Gonzalez and Hickman are widely viewed as the favorites in the Democratic and Republican primaries, respectively.

[…]

Gonzalez is up against sheriff’s lieutenant Jeff Stauber, 52, constable’s lieutenant Jerome Moore, 42, and Theodore “Ted” Perez in the Democratic primary.

All of them face a steep fundraising climb in a primary unlikely to draw much notice. Stauber reported $1,200 in the bank as of the end of 2015, while the others did not file end-of-year finance reports or reported having no cash on hand.

Asked about his top three priorities, Gonzalez listed crime prevention, jail management and working within the office’s budgetary constraints.

“I’m really going to look at some diversion programs,” Gonzalez said, adding that he supports channeling low-level drug offenders to treatment and support services rather than jail.

Stauber, who is running his first campaign for public office, criticized Gonzalez for keeping six homicide case files, including those for one active case, when he left the Houston Police Department in 2009. Gonzalez had placed the files in a box while clearing out his work area and did not return them until the department launched an inquiry into lapsed murder investigations years later.

Police charged a suspect in one of those murder cases within two weeks of receiving the file.

“A family, their investigations were held up for five years,” Stauber said. “I think that needs to be looked at.”

Stauber, who said he most recently voted in a Republican primary, plans to focus on officer training and education, technology and improving community relations.

Moore and Perez did not respond to interview requests.

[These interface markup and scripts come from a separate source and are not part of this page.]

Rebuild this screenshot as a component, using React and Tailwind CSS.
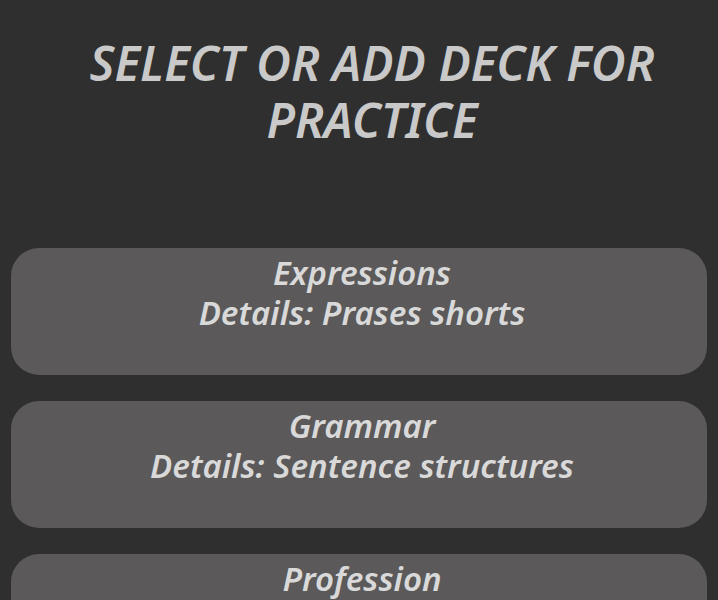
import React from "react";

const decks = [
  { name: "Expressions", details: "Prases shorts" },
  { name: "Grammar", details: "Sentence structures" },
  { name: "Profession", details: "Work vocabulary" },
];

export default function App() {
  return (
    <div className="h-screen overflow-hidden bg-[#2f2f2f] px-[11px] pt-[34px] font-['Noto_Sans',sans-serif] italic font-semibold">
      <h1 className="text-center text-[48px] leading-[57px] text-[#c9c9c9] pl-[55px] pr-[29px]">
        SELECT OR ADD DECK FOR PRACTICE
      </h1>
      <div className="mt-[100px] flex flex-col gap-[26px]">
        {decks.map((d) => (
          <div
            key={d.name}
            className="h-[127px] shrink-0 rounded-[28px] bg-[#5b5959] pt-[5px] pl-[6px] text-center text-[33px] leading-[40px] text-[#d9d9d9]"
          >
            <div>{d.name}</div>
            <div>Details: {d.details}</div>
          </div>
        ))}
      </div>
    </div>
  );
}
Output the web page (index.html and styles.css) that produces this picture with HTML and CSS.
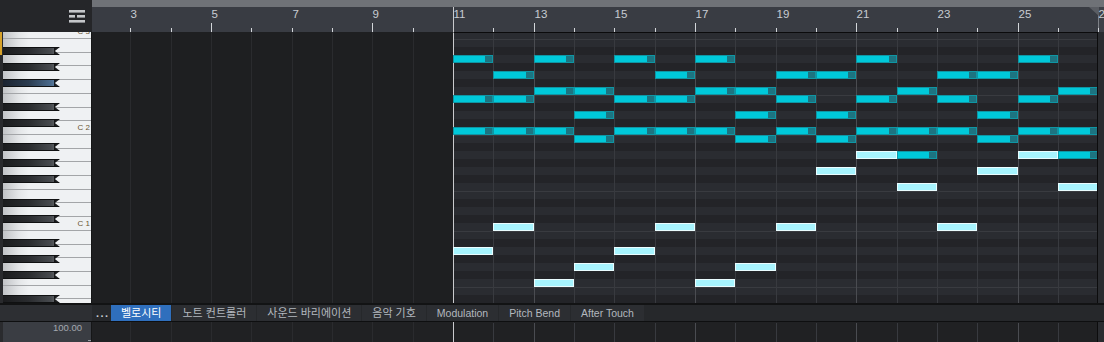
FILE: index.html
```html
<!DOCTYPE html>
<html lang="ko">
<head>
  <meta charset="UTF-8" />
  <meta name="viewport" content="width=device-width, initial-scale=1.0"/>
  <title>Piano Roll</title>
  <link rel="stylesheet" href="styles.css">
</head>
<body>
  <div class="head">
    <div class="corner">
      <svg class="menu-icon" width="16" height="13" viewBox="0 0 16 13">
        <rect x="0" y="0" width="16" height="2.6"/>
        <rect x="0" y="5" width="6" height="2.6"/>
        <rect x="8" y="5" width="8" height="2.6"/>
        <rect x="0" y="10" width="16" height="2.6"/>
      </svg>
    </div>
    <div class="ruler" id="ruler">
      <div class="ruler-end"></div>
      <div class="playhead"></div>
    </div>
  </div>

  <div class="main">
    <div class="piano">
      <div class="keys" id="keys"></div>
      <div class="marker"></div>
    </div>
    <div class="grid" id="grid">
      <div class="idle"></div>
      <div class="active" id="rows"></div>
    </div>
    <div class="edge"></div>
  </div>

  <div class="tabs-row">
    <div class="tabs-side"></div>
    <div class="more">...</div>
    <div class="tab ko on">벨로시티</div>
    <div class="tab ko">노트 컨트롤러</div>
    <div class="tab ko">사운드 바리에이션</div>
    <div class="tab ko">음악 기호</div>
    <div class="tab">Modulation</div>
    <div class="tab">Pitch Bend</div>
    <div class="tab">After Touch</div>
  </div>

  <div class="lane-row">
    <div class="lane-head">100.00</div>
    <div class="lane" id="lane">
      <div class="playhead"></div>
    </div>
    <div class="edge"></div>
  </div>

  <script>
    // one bar is 121/3 px, bar 11 sits on x = 453
    const BAR = 121 / 3;
    const LEFT = 92;
    const barX = n => Math.round(453 + (n - 11) * BAR);
    const isBlack = k => [2, 4, 6, 9, 11].includes(k % 12);

    // ruler
    const ruler = document.getElementById('ruler');
    for (let n = 2; n <= 27; n++) {
      const x = barX(n) - LEFT;
      if (n !== 11) {
        const t = document.createElement('div');
        t.className = 'tick' + (n % 4 === 1 ? ' long' : '');
        t.style.left = x + 'px';
        ruler.appendChild(t);
      }
      if (n % 2 === 1) {
        const num = document.createElement('div');
        num.className = 'bar-num';
        num.textContent = n;
        num.style.left = (x + 0.5) + 'px';
        ruler.appendChild(num);
      }
    }

    // keyboard, row k = C3 minus k semitones
    const keys = document.getElementById('keys');
    for (let j = 0; j < 21; j++) {
      const w = document.createElement('div');
      w.className = 'wkey';
      keys.appendChild(w);
    }
    for (let k = 0; k < 34; k++) {
      if (isBlack(k)) {
        const b = document.createElement('div');
        b.className = 'bkey' + (k === 6 ? ' hot' : '');
        b.style.top = (8 * k - 1) + 'px';
        keys.appendChild(b);
      }
      if (k % 12 === 0) {
        const label = document.createElement('div');
        label.className = 'oct';
        label.textContent = 'C ' + (3 - k / 12);
        label.style.top = (8 * k - 4) + 'px';
        keys.appendChild(label);
      }
    }

    // note rows
    const rows = document.getElementById('rows');
    for (let k = 0; k < 34; k++) {
      const r = document.createElement('div');
      r.className = 'row' + (isBlack(k) ? ' dark' : '');
      if (k % 12 === 1 || k % 12 === 8) r.classList.add('line');
      rows.appendChild(r);
    }

    // bar lines
    const grid = document.getElementById('grid');
    const lane = document.getElementById('lane');
    for (let n = 2; n <= 27; n++) {
      if (n === 11) continue;
      const cls = 'vline' + (n < 11 ? ' dim' : n % 4 === 1 ? ' strong' : '');
      for (const host of [grid, lane]) {
        const l = document.createElement('div');
        l.className = cls;
        l.style.left = (barX(n) - LEFT) + 'px';
        host.appendChild(l);
      }
    }

    // [row, bars]
    const notes = [
      [3, [11, 13, 15, 17, 21, 25]],
      [5, [12, 16, 19, 20, 23, 24]],
      [7, [13, 14, 17, 18, 22, 26]],
      [8, [11, 12, 15, 16, 19, 21, 23, 25]],
      [10, [14, 18, 20, 24]],
      [12, [11, 12, 13, 15, 16, 17, 19, 21, 22, 23, 25, 26]],
      [13, [14, 18, 20, 24]],
      [15, [22, 26]]
    ];
    const softNotes = [
      [15, [21, 25]],
      [17, [20, 24]],
      [19, [22, 26]],
      [24, [12, 16, 19, 23]],
      [27, [11, 15]],
      [29, [14, 18]],
      [31, [13, 17]]
    ];

    function addNotes(list, cls) {
      for (const [k, bars] of list) {
        for (const n of bars) {
          const el = document.createElement('div');
          el.className = cls;
          el.style.left = (barX(n) - LEFT) + 'px';
          el.style.top = (8 * k - 1) + 'px';
          el.style.width = (barX(n + 1) - barX(n)) + 'px';
          grid.appendChild(el);
        }
      }
    }
    addNotes(notes, 'note');
    addNotes(softNotes, 'note soft');
  </script>
</body>
</html>
```

FILE: styles.css
```css
html, body {
  margin: 0;
  overflow: hidden;
}
body {
  width: 1104px;
  height: 342px;
  display: flex;
  flex-direction: column;
  background: #1e1f21;
  font-family: "Liberation Sans", "Noto Sans CJK KR", sans-serif;
  color: #b5bac1;
}

/* top: corner + ruler */
.head {
  display: flex;
  flex: none;
  height: 32px;
}
.corner {
  width: 92px;
  box-sizing: border-box;
  padding-right: 7px;
  background: #252629;
  display: flex;
  align-items: center;
  justify-content: flex-end;
}
.menu-icon {
  fill: #c4c6c9;
}
.ruler {
  flex: 1;
  position: relative;
  overflow: hidden;
  background: #393c43;
  border-top: 7px solid #6f7277;
}
.tick {
  position: absolute;
  bottom: 0;
  width: 1px;
  height: 4px;
  background: #d3d6da;
}
.tick.long {
  height: 9px;
}
.bar-num {
  position: absolute;
  top: 1px;
  font-size: 11.5px;
  line-height: 12px;
  color: #c8ccd2;
}
.playhead {
  position: absolute;
  left: 361px;
  top: 0;
  bottom: 0;
  width: 1px;
  background: #c9cacd;
}
.ruler .playhead {
  top: -7px;
}
.ruler-end {
  position: absolute;
  right: 0;
  top: 0;
  bottom: 0;
  width: 5px;
  border-left: 1px solid #7d8086;
  background: #3e4148;
}
.ruler-end::before {
  content: "";
  position: absolute;
  right: 100%;
  top: 0;
  border-top: 9px solid #5a5d63;
  border-left: 10px solid transparent;
}

/* keyboard + note grid */
.main {
  display: flex;
  flex: none;
  height: 271px;
  border-bottom: 2px solid #121314;
}
.piano {
  position: relative;
  width: 92px;
  box-sizing: border-box;
  border-left: 3px solid #292a2d;
  border-right: 1px solid #151617;
}
.keys {
  position: relative;
  height: 100%;
  overflow: hidden;
}
.wkey {
  height: 13.714px;
  box-sizing: border-box;
  border-bottom: 1px solid #a3a5a8;
  background: linear-gradient(90deg, #c1c3c6 0, #e4e6e8 16px, #eff1f3 26px);
}
.wkey:first-child {
  height: 7px;
}
.bkey {
  position: absolute;
  left: 0;
  width: 57px;
  height: 8px;
  box-sizing: border-box;
  border-top: 1px solid #101112;
  border-bottom: 1px solid #101112;
  background: linear-gradient(90deg, #1b1c1e 0, #2a2c2f 45%, #474a4e 84%, #55585c 89%, #151617 90%, #2d2f32 100%);
  clip-path: polygon(0 0, 100% 0, 91% 50%, 100% 100%, 0 100%);
}
.bkey.hot {
  background: linear-gradient(90deg, #1b2330 0, #2b3c50 45%, #4a6a8c 84%, #56779a 89%, #151a20 90%, #2d3642 100%);
}
.oct {
  position: absolute;
  right: 1px;
  font-size: 8px;
  line-height: 8px;
  color: #6b5633;
}
.marker {
  position: absolute;
  left: -3px;
  top: 0;
  width: 2px;
  height: 23px;
  background: #d7a22a;
}
.grid {
  flex: 1;
  display: flex;
  position: relative;
  overflow: hidden;
  border-right: 1px solid #0c0c0d;
}
.idle {
  flex: none;
  width: 361px;
  background: #1e1f21;
}
.active {
  flex: 1;
  display: flex;
  flex-direction: column;
  border-left: 1px solid #c9cacd;
  border-top: 1px solid #0b0b0c;
}
.row {
  flex: none;
  height: 8px;
  background: #2a2c31;
}
.row:first-child {
  height: 6px;
}
.row.dark {
  background: #232428;
}
.row.line {
  box-shadow: inset 0 1px 0 #393b40;
}
.vline {
  position: absolute;
  top: 1px;
  bottom: 0;
  width: 1px;
  background: #383a3f;
}
.vline.dim {
  top: 0;
  background: #2a2b2e;
}
.vline.strong {
  background: #4a4c51;
}
.note {
  position: absolute;
  height: 8px;
  box-sizing: border-box;
  border: 1px solid #0f96a4;
  background: #00c9da;
}
.note::after {
  content: "";
  position: absolute;
  right: 0;
  top: 0;
  bottom: 0;
  width: 7px;
  background: #1d7481;
}
.note.soft {
  background: #a7f4fe;
  border-color: #eafdff;
}
.note.soft::after {
  display: none;
}
.edge {
  flex: none;
  width: 6px;
  background: #2a2c30;
}

/* controller tabs */
.tabs-row {
  display: flex;
  flex: none;
  height: 16px;
  border-bottom: 1px solid #0e0f10;
  background: #26282b;
  font-size: 10.5px;
  line-height: 16px;
}
.tabs-side {
  flex: none;
  width: 92px;
  background: #2d2f33;
}
.more {
  flex: none;
  width: 19px;
  padding-left: 4px;
  box-sizing: border-box;
  font-size: 11px;
  font-weight: bold;
  letter-spacing: 1.5px;
  color: #c6cad0;
}
.tab {
  flex: none;
  padding: 0 10px;
  margin-right: 1px;
  background: #2c2e32;
  color: #b3b8bf;
}
.tab.ko {
  font-size: 11px;
}
.tab.on {
  background: #2f6fbd;
  color: #ffffff;
}

/* velocity lane */
.lane-row {
  display: flex;
  flex: 1;
}
.lane-head {
  position: relative;
  width: 92px;
  box-sizing: border-box;
  border-left: 3px solid #2a2b2e;
  border-right: 1px solid #151617;
  background: #3a3d43;
  padding-right: 9px;
  text-align: right;
  font-size: 9.5px;
  line-height: 11px;
  color: #a3a8af;
}
.lane-head::after {
  content: "";
  position: absolute;
  right: 0;
  bottom: 1px;
  width: 3px;
  height: 1px;
  background: #9a9ea4;
}
.lane {
  flex: 1;
  position: relative;
  overflow: hidden;
  background: #202123;
  border-right: 1px solid #0c0c0d;
}
```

My interview with Ed Gonzalez is here, and my interview with Jeff Stauber is here. Adrian Garcia cruised to an easy win over the scandal-plagued Tommy Thomas in 2008, but he was in a good position to win regardless thanks to the overall Democratic surge in Harris County that year. Ron Hickman is an appointed replacement Sheriff, not a troubled longtime incumbent, so that dynamic is very different, but the effect on the outcome of partisan turnout levels is not. More Democrats than Republicans voted in 2008; Thomas’ problems mostly helped Garcia run up the score. The Sheriff election this is more like an open seat race than anything else, and barring anything strange it will likely be decided more by turnout levels than anything else. As someone with a mostly clean slate, I think Hickman gets some benefit of the doubt, meaning that his Democratic opponent will have to either find some effective points of attack against him, or rely on a sufficiently high surge. We’ll have a better idea of how that might go once we know who the Presidential candidates are.